Exercise aim:
Restate the listing below word for word, omitting any images.

Rows from a dataset of pages and code:
[BEGIN]

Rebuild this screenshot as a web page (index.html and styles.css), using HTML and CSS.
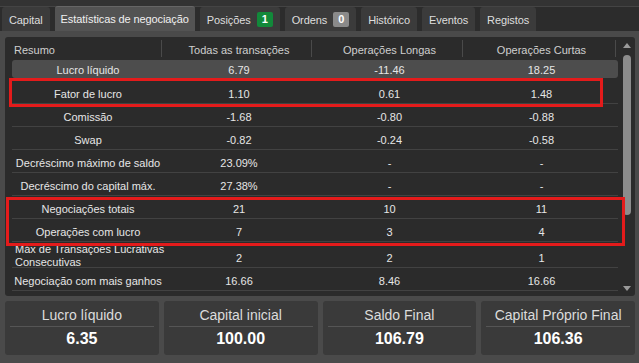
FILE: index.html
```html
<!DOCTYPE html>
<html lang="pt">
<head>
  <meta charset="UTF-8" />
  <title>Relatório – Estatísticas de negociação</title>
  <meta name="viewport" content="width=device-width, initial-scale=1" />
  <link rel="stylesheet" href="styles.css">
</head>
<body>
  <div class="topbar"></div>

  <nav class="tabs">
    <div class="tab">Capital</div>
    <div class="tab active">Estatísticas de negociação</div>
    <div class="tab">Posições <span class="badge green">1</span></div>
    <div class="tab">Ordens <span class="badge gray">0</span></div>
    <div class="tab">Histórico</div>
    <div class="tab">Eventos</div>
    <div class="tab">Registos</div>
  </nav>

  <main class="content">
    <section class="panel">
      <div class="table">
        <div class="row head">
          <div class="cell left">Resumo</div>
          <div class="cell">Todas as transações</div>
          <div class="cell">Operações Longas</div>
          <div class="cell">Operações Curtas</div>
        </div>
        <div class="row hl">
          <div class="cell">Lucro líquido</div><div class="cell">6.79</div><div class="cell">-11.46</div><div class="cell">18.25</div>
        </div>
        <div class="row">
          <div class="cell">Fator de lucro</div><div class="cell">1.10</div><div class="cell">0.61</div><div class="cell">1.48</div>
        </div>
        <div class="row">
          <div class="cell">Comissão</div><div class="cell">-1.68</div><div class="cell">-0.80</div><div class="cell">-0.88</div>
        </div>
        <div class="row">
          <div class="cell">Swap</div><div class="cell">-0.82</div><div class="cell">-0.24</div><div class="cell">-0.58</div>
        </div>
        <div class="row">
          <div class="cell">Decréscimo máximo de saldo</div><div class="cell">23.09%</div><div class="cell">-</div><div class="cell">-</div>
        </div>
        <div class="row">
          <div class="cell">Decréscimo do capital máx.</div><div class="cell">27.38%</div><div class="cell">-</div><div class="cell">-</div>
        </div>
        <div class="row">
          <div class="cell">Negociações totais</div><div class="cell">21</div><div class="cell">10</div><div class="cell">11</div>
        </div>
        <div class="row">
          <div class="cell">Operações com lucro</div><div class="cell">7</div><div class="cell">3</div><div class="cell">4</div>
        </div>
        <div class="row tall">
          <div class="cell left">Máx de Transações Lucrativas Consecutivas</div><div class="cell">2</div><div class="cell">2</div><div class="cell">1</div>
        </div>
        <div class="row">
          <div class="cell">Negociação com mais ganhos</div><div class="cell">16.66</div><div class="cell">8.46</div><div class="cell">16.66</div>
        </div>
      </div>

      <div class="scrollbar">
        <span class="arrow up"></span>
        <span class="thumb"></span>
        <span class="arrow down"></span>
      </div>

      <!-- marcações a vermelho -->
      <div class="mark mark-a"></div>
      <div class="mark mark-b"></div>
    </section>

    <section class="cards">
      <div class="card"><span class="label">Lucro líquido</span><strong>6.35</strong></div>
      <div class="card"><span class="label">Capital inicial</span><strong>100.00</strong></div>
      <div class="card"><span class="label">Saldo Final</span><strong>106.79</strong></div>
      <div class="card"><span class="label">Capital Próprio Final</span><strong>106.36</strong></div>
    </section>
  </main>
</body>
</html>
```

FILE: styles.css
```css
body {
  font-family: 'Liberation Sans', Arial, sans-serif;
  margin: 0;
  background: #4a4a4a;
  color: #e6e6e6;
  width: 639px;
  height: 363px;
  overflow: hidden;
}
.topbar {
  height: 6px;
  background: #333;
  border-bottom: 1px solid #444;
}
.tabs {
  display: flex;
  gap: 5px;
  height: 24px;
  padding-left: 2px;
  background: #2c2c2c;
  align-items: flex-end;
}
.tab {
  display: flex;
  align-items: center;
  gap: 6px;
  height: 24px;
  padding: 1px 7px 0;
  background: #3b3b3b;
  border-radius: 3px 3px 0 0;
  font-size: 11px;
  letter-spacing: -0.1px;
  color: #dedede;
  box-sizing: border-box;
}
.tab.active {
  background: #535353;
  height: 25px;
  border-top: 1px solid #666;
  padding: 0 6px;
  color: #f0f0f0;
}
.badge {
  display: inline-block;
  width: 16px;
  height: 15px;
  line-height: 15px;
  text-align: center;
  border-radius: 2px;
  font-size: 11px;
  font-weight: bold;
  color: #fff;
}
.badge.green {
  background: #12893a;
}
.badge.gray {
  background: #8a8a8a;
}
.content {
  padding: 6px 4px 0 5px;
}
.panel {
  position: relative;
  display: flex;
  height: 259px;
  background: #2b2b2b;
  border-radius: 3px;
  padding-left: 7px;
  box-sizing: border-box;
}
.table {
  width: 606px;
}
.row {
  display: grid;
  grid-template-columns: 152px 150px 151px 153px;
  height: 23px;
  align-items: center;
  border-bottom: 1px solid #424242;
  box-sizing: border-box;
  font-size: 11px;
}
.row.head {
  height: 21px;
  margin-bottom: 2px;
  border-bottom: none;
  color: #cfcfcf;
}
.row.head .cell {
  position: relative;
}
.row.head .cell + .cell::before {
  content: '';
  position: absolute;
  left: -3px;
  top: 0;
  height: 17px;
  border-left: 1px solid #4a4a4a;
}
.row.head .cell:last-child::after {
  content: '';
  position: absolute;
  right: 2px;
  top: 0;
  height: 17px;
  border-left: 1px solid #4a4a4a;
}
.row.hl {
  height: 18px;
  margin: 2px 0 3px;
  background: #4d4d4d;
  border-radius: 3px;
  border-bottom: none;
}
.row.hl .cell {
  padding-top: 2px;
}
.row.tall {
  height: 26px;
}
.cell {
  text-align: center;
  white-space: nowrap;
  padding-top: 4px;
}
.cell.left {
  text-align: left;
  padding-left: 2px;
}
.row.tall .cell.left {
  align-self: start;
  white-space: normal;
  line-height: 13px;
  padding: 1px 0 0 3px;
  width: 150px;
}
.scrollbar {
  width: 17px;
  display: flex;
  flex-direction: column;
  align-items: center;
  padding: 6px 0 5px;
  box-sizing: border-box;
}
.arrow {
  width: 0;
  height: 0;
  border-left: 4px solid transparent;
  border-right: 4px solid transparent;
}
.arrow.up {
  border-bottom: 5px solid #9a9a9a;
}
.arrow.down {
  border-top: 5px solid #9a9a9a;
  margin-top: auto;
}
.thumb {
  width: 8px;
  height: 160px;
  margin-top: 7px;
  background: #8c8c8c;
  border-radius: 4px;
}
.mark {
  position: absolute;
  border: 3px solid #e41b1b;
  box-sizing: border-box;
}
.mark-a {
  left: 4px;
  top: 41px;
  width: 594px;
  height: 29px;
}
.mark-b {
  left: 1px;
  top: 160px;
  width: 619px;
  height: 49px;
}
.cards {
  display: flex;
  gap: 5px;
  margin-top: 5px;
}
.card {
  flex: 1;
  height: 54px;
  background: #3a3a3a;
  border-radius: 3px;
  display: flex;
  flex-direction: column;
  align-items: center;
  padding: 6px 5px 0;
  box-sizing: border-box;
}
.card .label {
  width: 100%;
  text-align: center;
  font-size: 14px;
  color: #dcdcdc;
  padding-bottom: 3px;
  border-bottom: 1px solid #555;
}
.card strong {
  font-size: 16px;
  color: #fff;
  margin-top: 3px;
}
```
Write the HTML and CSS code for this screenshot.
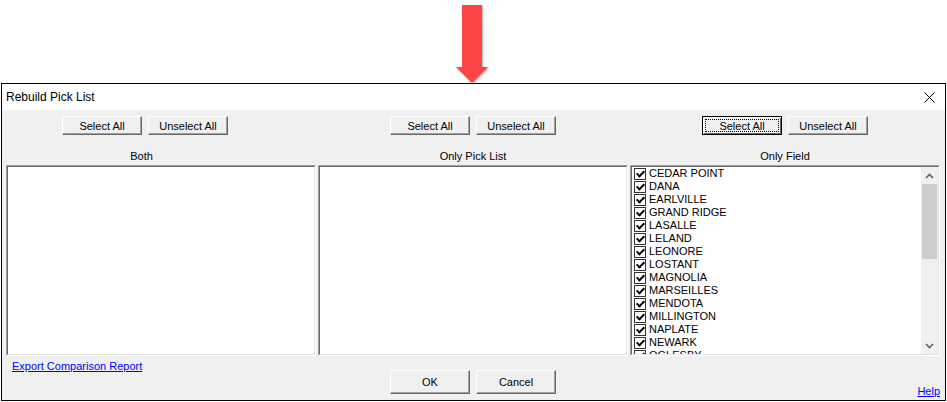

[END]

The completed task:
Rebuild this screenshot as a web page (index.html and styles.css), using HTML and CSS.
FILE: index.html
```html
<!DOCTYPE html>
<html lang="pt">
<head>
  <meta charset="UTF-8" />
  <title>Relatório – Estatísticas de negociação</title>
  <meta name="viewport" content="width=device-width, initial-scale=1" />
  <link rel="stylesheet" href="styles.css">
</head>
<body>
  <div class="topbar"></div>

  <nav class="tabs">
    <div class="tab">Capital</div>
    <div class="tab active">Estatísticas de negociação</div>
    <div class="tab">Posições <span class="badge green">1</span></div>
    <div class="tab">Ordens <span class="badge gray">0</span></div>
    <div class="tab">Histórico</div>
    <div class="tab">Eventos</div>
    <div class="tab">Registos</div>
  </nav>

  <main class="content">
    <section class="panel">
      <div class="table">
        <div class="row head">
          <div class="cell left">Resumo</div>
          <div class="cell">Todas as transações</div>
          <div class="cell">Operações Longas</div>
          <div class="cell">Operações Curtas</div>
        </div>
        <div class="row hl">
          <div class="cell">Lucro líquido</div><div class="cell">6.79</div><div class="cell">-11.46</div><div class="cell">18.25</div>
        </div>
        <div class="row">
          <div class="cell">Fator de lucro</div><div class="cell">1.10</div><div class="cell">0.61</div><div class="cell">1.48</div>
        </div>
        <div class="row">
          <div class="cell">Comissão</div><div class="cell">-1.68</div><div class="cell">-0.80</div><div class="cell">-0.88</div>
        </div>
        <div class="row">
          <div class="cell">Swap</div><div class="cell">-0.82</div><div class="cell">-0.24</div><div class="cell">-0.58</div>
        </div>
        <div class="row">
          <div class="cell">Decréscimo máximo de saldo</div><div class="cell">23.09%</div><div class="cell">-</div><div class="cell">-</div>
        </div>
        <div class="row">
          <div class="cell">Decréscimo do capital máx.</div><div class="cell">27.38%</div><div class="cell">-</div><div class="cell">-</div>
        </div>
        <div class="row">
          <div class="cell">Negociações totais</div><div class="cell">21</div><div class="cell">10</div><div class="cell">11</div>
        </div>
        <div class="row">
          <div class="cell">Operações com lucro</div><div class="cell">7</div><div class="cell">3</div><div class="cell">4</div>
        </div>
        <div class="row tall">
          <div class="cell left">Máx de Transações Lucrativas Consecutivas</div><div class="cell">2</div><div class="cell">2</div><div class="cell">1</div>
        </div>
        <div class="row">
          <div class="cell">Negociação com mais ganhos</div><div class="cell">16.66</div><div class="cell">8.46</div><div class="cell">16.66</div>
        </div>
      </div>

      <div class="scrollbar">
        <span class="arrow up"></span>
        <span class="thumb"></span>
        <span class="arrow down"></span>
      </div>

      <!-- marcações a vermelho -->
      <div class="mark mark-a"></div>
      <div class="mark mark-b"></div>
    </section>

    <section class="cards">
      <div class="card"><span class="label">Lucro líquido</span><strong>6.35</strong></div>
      <div class="card"><span class="label">Capital inicial</span><strong>100.00</strong></div>
      <div class="card"><span class="label">Saldo Final</span><strong>106.79</strong></div>
      <div class="card"><span class="label">Capital Próprio Final</span><strong>106.36</strong></div>
    </section>
  </main>
</body>
</html>
```

FILE: styles.css
```css
body {
  font-family: 'Liberation Sans', Arial, sans-serif;
  margin: 0;
  background: #4a4a4a;
  color: #e6e6e6;
  width: 639px;
  height: 363px;
  overflow: hidden;
}
.topbar {
  height: 6px;
  background: #333;
  border-bottom: 1px solid #444;
}
.tabs {
  display: flex;
  gap: 5px;
  height: 24px;
  padding-left: 2px;
  background: #2c2c2c;
  align-items: flex-end;
}
.tab {
  display: flex;
  align-items: center;
  gap: 6px;
  height: 24px;
  padding: 1px 7px 0;
  background: #3b3b3b;
  border-radius: 3px 3px 0 0;
  font-size: 11px;
  letter-spacing: -0.1px;
  color: #dedede;
  box-sizing: border-box;
}
.tab.active {
  background: #535353;
  height: 25px;
  border-top: 1px solid #666;
  padding: 0 6px;
  color: #f0f0f0;
}
.badge {
  display: inline-block;
  width: 16px;
  height: 15px;
  line-height: 15px;
  text-align: center;
  border-radius: 2px;
  font-size: 11px;
  font-weight: bold;
  color: #fff;
}
.badge.green {
  background: #12893a;
}
.badge.gray {
  background: #8a8a8a;
}
.content {
  padding: 6px 4px 0 5px;
}
.panel {
  position: relative;
  display: flex;
  height: 259px;
  background: #2b2b2b;
  border-radius: 3px;
  padding-left: 7px;
  box-sizing: border-box;
}
.table {
  width: 606px;
}
.row {
  display: grid;
  grid-template-columns: 152px 150px 151px 153px;
  height: 23px;
  align-items: center;
  border-bottom: 1px solid #424242;
  box-sizing: border-box;
  font-size: 11px;
}
.row.head {
  height: 21px;
  margin-bottom: 2px;
  border-bottom: none;
  color: #cfcfcf;
}
.row.head .cell {
  position: relative;
}
.row.head .cell + .cell::before {
  content: '';
  position: absolute;
  left: -3px;
  top: 0;
  height: 17px;
  border-left: 1px solid #4a4a4a;
}
.row.head .cell:last-child::after {
  content: '';
  position: absolute;
  right: 2px;
  top: 0;
  height: 17px;
  border-left: 1px solid #4a4a4a;
}
.row.hl {
  height: 18px;
  margin: 2px 0 3px;
  background: #4d4d4d;
  border-radius: 3px;
  border-bottom: none;
}
.row.hl .cell {
  padding-top: 2px;
}
.row.tall {
  height: 26px;
}
.cell {
  text-align: center;
  white-space: nowrap;
  padding-top: 4px;
}
.cell.left {
  text-align: left;
  padding-left: 2px;
}
.row.tall .cell.left {
  align-self: start;
  white-space: normal;
  line-height: 13px;
  padding: 1px 0 0 3px;
  width: 150px;
}
.scrollbar {
  width: 17px;
  display: flex;
  flex-direction: column;
  align-items: center;
  padding: 6px 0 5px;
  box-sizing: border-box;
}
.arrow {
  width: 0;
  height: 0;
  border-left: 4px solid transparent;
  border-right: 4px solid transparent;
}
.arrow.up {
  border-bottom: 5px solid #9a9a9a;
}
.arrow.down {
  border-top: 5px solid #9a9a9a;
  margin-top: auto;
}
.thumb {
  width: 8px;
  height: 160px;
  margin-top: 7px;
  background: #8c8c8c;
  border-radius: 4px;
}
.mark {
  position: absolute;
  border: 3px solid #e41b1b;
  box-sizing: border-box;
}
.mark-a {
  left: 4px;
  top: 41px;
  width: 594px;
  height: 29px;
}
.mark-b {
  left: 1px;
  top: 160px;
  width: 619px;
  height: 49px;
}
.cards {
  display: flex;
  gap: 5px;
  margin-top: 5px;
}
.card {
  flex: 1;
  height: 54px;
  background: #3a3a3a;
  border-radius: 3px;
  display: flex;
  flex-direction: column;
  align-items: center;
  padding: 6px 5px 0;
  box-sizing: border-box;
}
.card .label {
  width: 100%;
  text-align: center;
  font-size: 14px;
  color: #dcdcdc;
  padding-bottom: 3px;
  border-bottom: 1px solid #555;
}
.card strong {
  font-size: 16px;
  color: #fff;
  margin-top: 3px;
}
```
Write the HTML and CSS code for this screenshot.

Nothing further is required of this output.